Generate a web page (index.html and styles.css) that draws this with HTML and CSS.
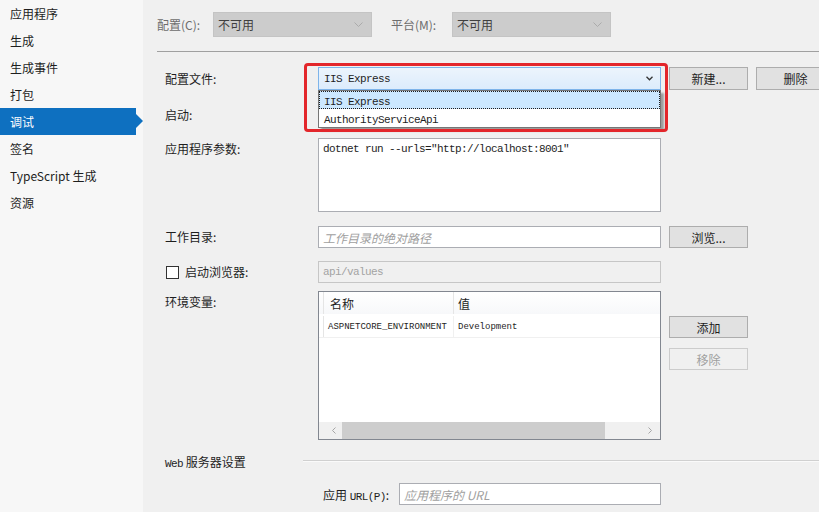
FILE: index.html
```html
<!DOCTYPE html>
<html lang="zh-CN">
<head>
<meta charset="utf-8">
<title>调试</title>
<link rel="stylesheet" href="styles.css">
</head>
<body>
<div class="app">
  <nav class="sidebar">
    <div class="nav-item">应用程序</div>
    <div class="nav-item">生成</div>
    <div class="nav-item">生成事件</div>
    <div class="nav-item">打包</div>
    <div class="nav-item active">调试</div>
    <div class="nav-item">签名</div>
    <div class="nav-item">TypeScript 生成</div>
    <div class="nav-item">资源</div>
  </nav>
  <main class="main">
    <div class="topbar">
      <span class="top-label">配置(C):</span>
      <div class="combo disabled"><span>不可用</span><svg width="9" height="5" viewBox="0 0 9 5"><path d="M0.5 0.5 L4.5 4.5 L8.5 0.5" fill="none" stroke="#ababab" stroke-width="1"/></svg></div>
      <span class="top-label plat">平台(M):</span>
      <div class="combo disabled"><span>不可用</span><svg width="9" height="5" viewBox="0 0 9 5"><path d="M0.5 0.5 L4.5 4.5 L8.5 0.5" fill="none" stroke="#ababab" stroke-width="1"/></svg></div>
    </div>
    <div class="form">
      <div class="row row-profile">
        <span class="lbl">配置文件:</span>
        <div class="combo profile"><span class="mono">IIS Express</span><svg width="7" height="5" viewBox="0 0 7 5"><path d="M0.5 0.8 L3.5 3.8 L6.5 0.8" fill="none" stroke="#333" stroke-width="1.3"/></svg></div>
        <button class="btn">新建...</button>
        <button class="btn">删除</button>
        <div class="dropdown">
          <div class="dd-item selected"><span class="mono">IIS Express</span></div>
          <div class="dd-item"><span class="mono">AuthorityServiceApi</span></div>
        </div>
        <div class="callout"></div>
      </div>
      <div class="row row-launch">
        <span class="lbl">启动:</span>
        <div class="combo launch"></div>
      </div>
      <div class="row row-args">
        <span class="lbl">应用程序参数:</span>
        <div class="textarea mono">dotnet run --urls="http://localhost:8001"</div>
      </div>
      <div class="row row-workdir">
        <span class="lbl">工作目录:</span>
        <div class="input"><span class="placeholder">工作目录的绝对路径</span></div>
        <button class="btn">浏览...</button>
      </div>
      <div class="row row-browser">
        <span class="lbl check-lbl"><span class="checkbox"></span>启动浏览器:</span>
        <div class="input disabled-input"><span class="mono">api/values</span></div>
      </div>
      <div class="row row-env">
        <span class="lbl">环境变量:</span>
        <div class="env-table">
          <div class="env-head">
            <span class="gutter"></span>
            <span class="cell c-name">名称</span>
            <span class="cell c-val">值</span>
          </div>
          <div class="env-row">
            <span class="gutter"></span>
            <span class="cell c-name mono-sm">ASPNETCORE_ENVIRONMENT</span>
            <span class="cell c-val mono-sm">Development</span>
          </div>
          <div class="env-fill"></div>
          <div class="hscroll">
            <span class="arrow left"><svg width="4" height="7" viewBox="0 0 4 7"><path d="M3.5 0.5 L0.5 3.5 L3.5 6.5" fill="none" stroke="#a6a6a6" stroke-width="1"/></svg></span>
            <span class="thumb"></span>
            <span class="track"></span>
            <span class="arrow right"><svg width="4" height="7" viewBox="0 0 4 7"><path d="M0.5 0.5 L3.5 3.5 L0.5 6.5" fill="none" stroke="#a6a6a6" stroke-width="1"/></svg></span>
          </div>
        </div>
        <div class="env-buttons">
          <button class="btn">添加</button>
          <button class="btn btn-disabled">移除</button>
        </div>
      </div>
      <div class="row row-section">
        <span class="section-title"><span class="mono">Web</span> 服务器设置</span>
        <span class="section-line"></span>
      </div>
      <div class="row row-url">
        <span class="url-lbl">应用 <span class="mono">URL(P)</span>:</span>
        <div class="input url-input"><span class="placeholder">应用程序的 URL</span></div>
      </div>
    </div>
  </main>
</div>
</body>
</html>
```
FILE: styles.css
```css
* { box-sizing: border-box; }
html, body {
  margin: 0;
  width: 819px;
  height: 512px;
  overflow: hidden;
}
body {
  font-family: "Noto Sans CJK SC", "Noto Sans", sans-serif;
  font-size: 12px;
  color: #1e1e1e;
  background: #f0f0f0;
}
.mono {
  font-family: "Liberation Mono", "DejaVu Sans Mono", monospace;
  font-size: 11px;
  letter-spacing: -0.6px;
}
.mono-sm {
  font-family: "Liberation Mono", "DejaVu Sans Mono", monospace;
  font-size: 9px;
}
.app {
  display: flex;
  height: 512px;
}
.sidebar {
  width: 143px;
  flex: none;
  background: #f7f7f7;
}
.nav-item {
  position: relative;
  width: 136px;
  height: 27px;
  line-height: 27px;
  padding-left: 10px;
  white-space: nowrap;
}
.nav-item.active {
  background: #0e70c0;
  color: #fff;
}
.nav-item.active::after {
  content: "";
  position: absolute;
  right: -7px;
  top: 6px;
  border-top: 7.5px solid transparent;
  border-bottom: 7.5px solid transparent;
  border-left: 7px solid #0e70c0;
}
.main {
  flex: 1;
  min-width: 0;
  background: #f0f0f0;
}
.topbar {
  margin-left: 14px;
  display: flex;
  align-items: center;
  padding: 12px 0 14px;
  border-bottom: 1px solid #a0a0a0;
}
.top-label {
  color: #6d6d6d;
  width: 56px;
  flex: none;
}
.top-label.plat {
  margin-left: 19px;
  width: 61px;
}
.combo {
  display: flex;
  align-items: center;
  justify-content: space-between;
  border: 1px solid;
  flex: none;
}
.combo.disabled {
  width: 159px;
  height: 25px;
  padding: 0 8px 0 4px;
  background: #cccccc;
  border-color: #c4c4c4;
  color: #3f3f3f;
}
.form {
  padding-left: 22px;
}
.row {
  position: relative;
  display: flex;
  align-items: flex-start;
}
.lbl {
  width: 153px;
  flex: none;
  line-height: 22px;
  white-space: nowrap;
}
.btn {
  flex: none;
  width: 79px;
  height: 22px;
  margin: 0 0 0 8px;
  padding: 0;
  font-family: "Noto Sans CJK SC", "Noto Sans", sans-serif;
  font-size: 12px;
  color: #1e1e1e;
  background: #e1e1e1;
  border: 1px solid #adadad;
}
.btn-disabled {
  background: #f0f0f0;
  border-color: #cccccc;
  color: #a0a0a0;
}

/* profile row */
.row-profile {
  margin-top: 15px;
}
.row-profile .lbl { line-height: 23px; }
.row-profile .btn { height: 23px; }
.combo.profile {
  width: 343px;
  height: 23px;
  padding: 0 7px 0 5px;
  background: linear-gradient(#ecf4fc, #dcecfc);
  border-color: #7eb4ea;
}
.dropdown {
  position: absolute;
  left: 153px;
  top: 23px;
  width: 343px;
  height: 38px;
  background: #fff;
  border: 1px solid #767676;
  box-shadow: 3px 3px 2px rgba(0, 0, 0, 0.35);
  padding: 0;
  z-index: 2;
}
.dd-item {
  height: 18px;
  line-height: 16px;
  padding-left: 4px;
  border: 1px dotted transparent;
}
.dd-item.selected {
  background: #cce8ff;
  border-color: #1e1e1e;
}
.callout {
  position: absolute;
  left: 139px;
  top: -4px;
  width: 364px;
  height: 69px;
  border: 3px solid #e3262b;
  border-radius: 4px;
  z-index: 3;
}

/* launch row */
.row-launch {
  margin-top: 14px;
}
.combo.launch {
  width: 343px;
  height: 22px;
  background: #e5e5e5;
  border-color: #acacac;
}

/* args */
.row-args {
  margin-top: 12px;
}
.textarea {
  width: 343px;
  height: 74px;
  background: #fff;
  border: 1px solid #abadb3;
  padding: 2px 4px;
  line-height: 16px;
  flex: none;
}

/* inputs */
.row-workdir { margin-top: 14px; }
.row-browser { margin-top: 13px; }
.input {
  width: 343px;
  height: 22px;
  flex: none;
  display: flex;
  align-items: center;
  padding: 0 4px;
  background: #fff;
  border: 1px solid #abadb3;
}
.placeholder {
  font-style: italic;
  color: #a0a0a0;
}
.disabled-input {
  background: #f0f0f0;
  border-color: #c6c6c6;
  color: #a3a3a3;
}
.check-lbl {
  display: flex;
  align-items: center;
  padding-left: 1px;
}
.checkbox {
  width: 13px;
  height: 13px;
  background: #fff;
  border: 1px solid #333;
  margin-right: 6px;
}

/* env */
.row-env { margin-top: 8px; }
.env-table {
  width: 343px;
  height: 149px;
  flex: none;
  display: flex;
  flex-direction: column;
  background: #fff;
  border: 1px solid #828790;
}
.env-head, .env-row {
  display: flex;
  align-items: stretch;
}
.env-head {
  height: 22px;
  background: linear-gradient(#ffffff, #f7f8fa);
}
.env-row {
  height: 24px;
  padding-top: 2px;
  border-bottom: 1px solid #f0f0f0;
}
.gutter {
  width: 5px;
  flex: none;
  border-right: 1px solid #e5e5e5;
}
.cell {
  display: flex;
  align-items: center;
  padding-left: 5px;
  white-space: nowrap;
  overflow: hidden;
}
.c-name {
  width: 130px;
  flex: none;
  border-right: 1px solid #e5e5e5;
}
.env-row .c-name { padding-left: 4px; }
.env-row .c-name { border-right-color: #f0f0f0; }
.env-head .c-name { padding-left: 6px; }
.c-val { flex: 1; padding-left: 4px; }
.env-fill { flex: 1; }
.hscroll {
  height: 17px;
  display: flex;
  align-items: stretch;
  background: #f0f0f0;
}
.arrow {
  display: flex;
  align-items: center;
  justify-content: center;
  flex: none;
}
.arrow.left { width: 23px; justify-content: flex-start; padding-left: 13px; }
.arrow.right { width: 22px; justify-content: flex-end; padding-right: 8px; }
.thumb {
  width: 263px;
  flex: none;
  background: #cdcdcd;
}
.track { flex: 1; }
.env-buttons {
  display: flex;
  flex-direction: column;
  padding-top: 25px;
  gap: 10px;
}

/* section */
.row-section {
  margin-top: 12px;
  height: 18px;
  align-items: center;
}
.section-title {
  width: 138px;
  flex: none;
  white-space: nowrap;
}
.section-line {
  flex: 1;
  height: 0;
  border-top: 1px solid #d0d0d0;
  border-bottom: 1px solid #fafafa;
}
.row-url {
  margin-top: 13px;
  align-items: center;
}
.url-lbl {
  margin-left: 158px;
  width: 76px;
  flex: none;
  white-space: nowrap;
}
.url-input {
  width: 262px;
}
```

══════

Of the lines above, how many hold the string "styles"? Answer with only the number.

3